Work out how many lines contain "React". Reply with the count alone.

Start of GIVEN INFORMATION

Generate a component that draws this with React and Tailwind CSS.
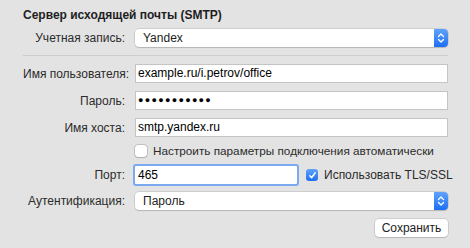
import React from "react";

const font = { fontFamily: '"Liberation Sans", Arial, sans-serif' };

function Stepper() {
  return (
    <div className="w-[14px] h-full rounded-r-[4px] bg-gradient-to-b from-[#5fa2fa] to-[#1a6ef3] flex items-center justify-center">
      <svg width="8" height="12" viewBox="0 0 8 12" fill="none" stroke="white" strokeWidth="1.3" strokeLinecap="round" strokeLinejoin="round">
        <path d="M1.5 4.5 L4 2 L6.5 4.5" />
        <path d="M1.5 7.5 L4 10 L6.5 7.5" />
      </svg>
    </div>
  );
}

function Select({ value }) {
  return (
    <div className="h-[18px] flex bg-white rounded-[4px] shadow-[0_0_0_0.5px_rgba(0,0,0,0.18),0_1px_1px_rgba(0,0,0,0.12)]">
      <div className="flex-1 pl-[8px] text-[12px] leading-[18px] text-[#222] whitespace-nowrap">{value}</div>
      <Stepper />
    </div>
  );
}

function Field({ children }) {
  return (
    <div className="h-[19px] bg-white border border-[#c4c4c4] pl-[2px] text-[12px] leading-[17px] text-black whitespace-nowrap">
      {children}
    </div>
  );
}

function Label({ children }) {
  return <div className="w-[102px] text-right text-[12px] leading-[14px] text-[#2b2b2b] shrink-0 whitespace-nowrap">{children}</div>;
}

function Row({ label, children, className = "" }) {
  return (
    <div className={`flex items-center gap-[10px] ${className}`}>
      <Label>{label}</Label>
      <div className="flex-1">{children}</div>
    </div>
  );
}

export default function App() {
  return (
    <div style={font} className="w-[470px] h-[248px] bg-[#e3e3e3] pl-[23px] pr-[22px] pt-[7px] overflow-hidden">
      <div className="text-[12px] font-bold text-[#1e1e1e] leading-[16px] whitespace-nowrap">Сервер исходящей почты (SMTP)</div>

      <Row label="Учетная запись:" className="mt-[6px]">
        <Select value="Yandex" />
      </Row>

      <div className="h-px bg-[#cdcdcd] mt-[8px]" />

      <Row label="Имя пользователя:" className="mt-[8px]">
        <Field>example.ru/i.petrov/office</Field>
      </Row>
      <Row label="Пароль:" className="mt-[8px]">
        <Field>
          <span className="text-[9px] tracking-[1.3px] leading-[17px] align-top">●●●●●●●●●●●</span>
        </Field>
      </Row>
      <Row label="Имя хоста:" className="mt-[8px]">
        <Field>smtp.yandex.ru</Field>
      </Row>

      <div className="flex items-center gap-[6px] mt-[8px] pl-[112px] h-[12px]">
        <div className="w-[12px] h-[12px] shrink-0 bg-white rounded-[3px] shadow-[0_0_0_0.5px_rgba(0,0,0,0.3),0_1px_1px_rgba(0,0,0,0.1)]" />
        <div className="text-[11.75px] text-[#2b2b2b] leading-[14px] whitespace-nowrap">Настроить параметры подключения автоматически</div>
      </div>

      <div className="flex items-center gap-[10px] mt-[7px]">
        <Label>Порт:</Label>
        <div className="w-[166px] h-[22px] shrink-0 rounded-[3px] border-[2px] border-[#7aa9f0] bg-white ml-[-2px]">
          <div className="pl-[3px] text-[12px] leading-[18px] text-black">465</div>
        </div>
        <div className="flex items-center gap-[6px] ml-[-3px]">
          <div className="w-[12px] h-[12px] shrink-0 rounded-[3px] bg-gradient-to-b from-[#5fa2fa] to-[#1a6ef3] flex items-center justify-center">
            <svg width="9" height="9" viewBox="0 0 9 9" fill="none" stroke="white" strokeWidth="1.5" strokeLinecap="round" strokeLinejoin="round">
              <path d="M1.8 4.8 L3.6 6.8 L7.2 1.8" />
            </svg>
          </div>
          <div className="text-[12px] text-[#2b2b2b] whitespace-nowrap">Использовать TLS/SSL</div>
        </div>
      </div>

      <Row label="Аутентификация:" className="mt-[6px]">
        <Select value="Пароль" />
      </Row>

      <div className="flex justify-end mt-[9px]">
        <div className="w-[73px] h-[18px] bg-white rounded-[4px] shadow-[0_0_0_0.5px_rgba(0,0,0,0.18),0_1px_1px_rgba(0,0,0,0.12)] text-center text-[12px] leading-[18px] text-[#222]">
          Сохранить
        </div>
      </div>
    </div>
  );
}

End of GIVEN INFORMATION

**COMPLETED TASK**
2